À ce sujet, quelques rappels s’avèrent utiles. Accompagner la transformation d’une société à économie traditionnelle, agraire et rurale en une économie moderne, industrielle et urbaine dans ses volets culturels, politiques, économiques et technologiques ne peut se faire par un coup de baguette magique de l’État, quelles que soient les bonnes intentions de ce dernier. Cet accompagnement exige, et c’est un truisme, concomitamment aux nouvelles missions de l’État, la participation de la société, encadrée idéologiquement et sur le terrain par les partis politiques et les organisations de la société civile.
On a cru que les «intellectuels» politisés de l’ensemble constitué PAM allaient fournir l’ossature idéologique, et que les notables allaient jouer le rôle de relais dans la société. Double méprise. Les intellectuels, plus familiers avec des mots d’ordre prêts à l’emploi, ont été incapables d’élaborer un programme construit, innovant et crédible pour le parti. Les notables, plus habitués à des rapports de «clientélisme» avec la société qu’à l’échange d’idées, étaient à la mauvaise place. D’ailleurs, ils ne croient pas dans la société et ses forces, et n’y ont jamais cru. Une des premières décisions de Abdellatif Ouahbi, quand il avait pris les rênes du parti, a été de couper les ponts avec l’Organisation démocratique du travail (ODT), syndicat prometteur et proche du PAM, arguant du fait que son parti devait se tenir… loin des syndicats. Sous d’autres cieux, on aurait appelé cela de l’amateurisme. On ne se débarrasse pas d’un soutien, au mieux, et d’un relais, au pire, dans la société.
Il y a quelques mois, votre serviteur avait formulé l’espoir que le PAM puisse se ressaisir en élaborant un programme solide et en utilisant à bon escient ses élus. Cet appel était motivé par la conviction, toujours présente, que le paysage politique marocain a besoin d’un centre social et moderniste capable d’une immersion dans la société pour l’aider à s’approprier les réformes lancées par le Souverain d’une part, et d’autre part pour la faire évoluer positivement sur plusieurs thèmes: égalité des sexes, Code de la famille, droit des minorités, élargissement de l’espace des libertés, politique culturelle, lutte contre le chômage, diversification de l’économie et amélioration de sa compétitivité, lutte contre les inégalités sociales et territoriales, élargissement de l’assiette fiscale, politique de la ville et, last but not least, véritable industrialisation du pays.

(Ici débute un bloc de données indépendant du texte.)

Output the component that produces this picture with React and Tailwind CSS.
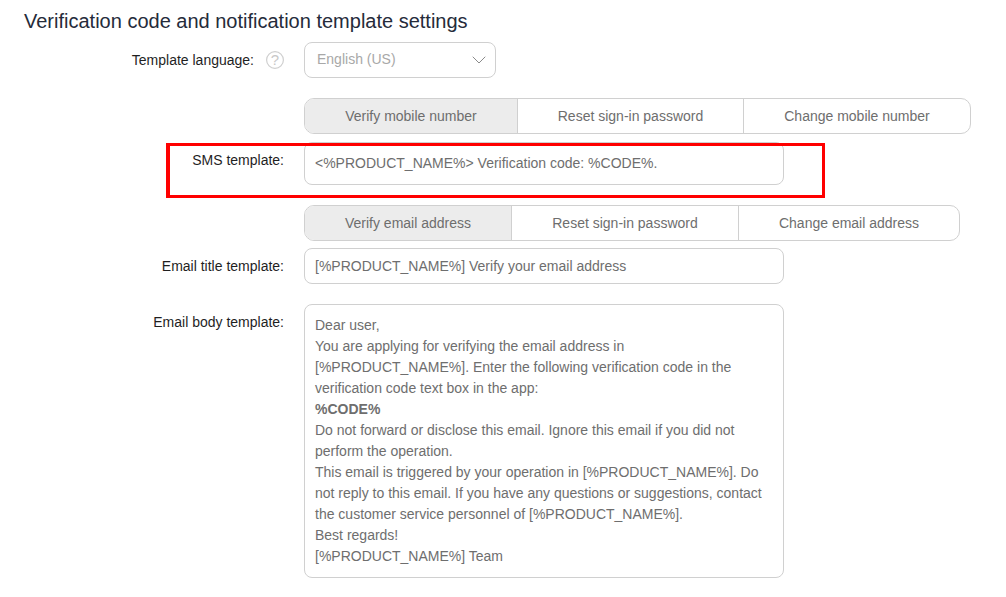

D’autant qu’en face se positionne de plus en plus clairement un conservatisme teinté de «modernité», mené par le toujours solide Parti de l’Istiqlal et un RNI gagné par le court-termisme et l’âpreté aux gains… électoraux. La gauche, quant à elle, au vu de sa situation, aura besoin d’un long moment pour sortir de sa torpeur.
Malheureusement, depuis quelques mois, les choses se sont compliquées pour le PAM. À côté des erreurs originelles de création, ont vu jour des travers prévisibles, au vu de la manière dont s’opérait la sélection de ses candidats aux élections. Cette situation compromet lourdement son avenir et, à moins d’un sursaut miraculeux, ses chances de jouer les premiers rôles dans les prochaines échéances.
Faut-il pour autant jeter le bébé avec l’eau du bain, en renonçant à une force centriste et moderniste, nécessaire à l’accompagnement de la modernisation du pays à moyen et long terme? Je l’ai dit plus haut, et même dans des chroniques précédentes, la réponse est non. La réflexion doit être entamée sur la forme que pourrait prendre une force centriste et moderniste qui, en ciblant comme base sociale les classes moyennes, intégrerait le cas échéant le PAM et certains éléments de la gauche modérée, tout en opérant une large ouverture pour faire place à de nouvelles élites politiques et aux éléments dynamiques de la société civile porteurs de modernité.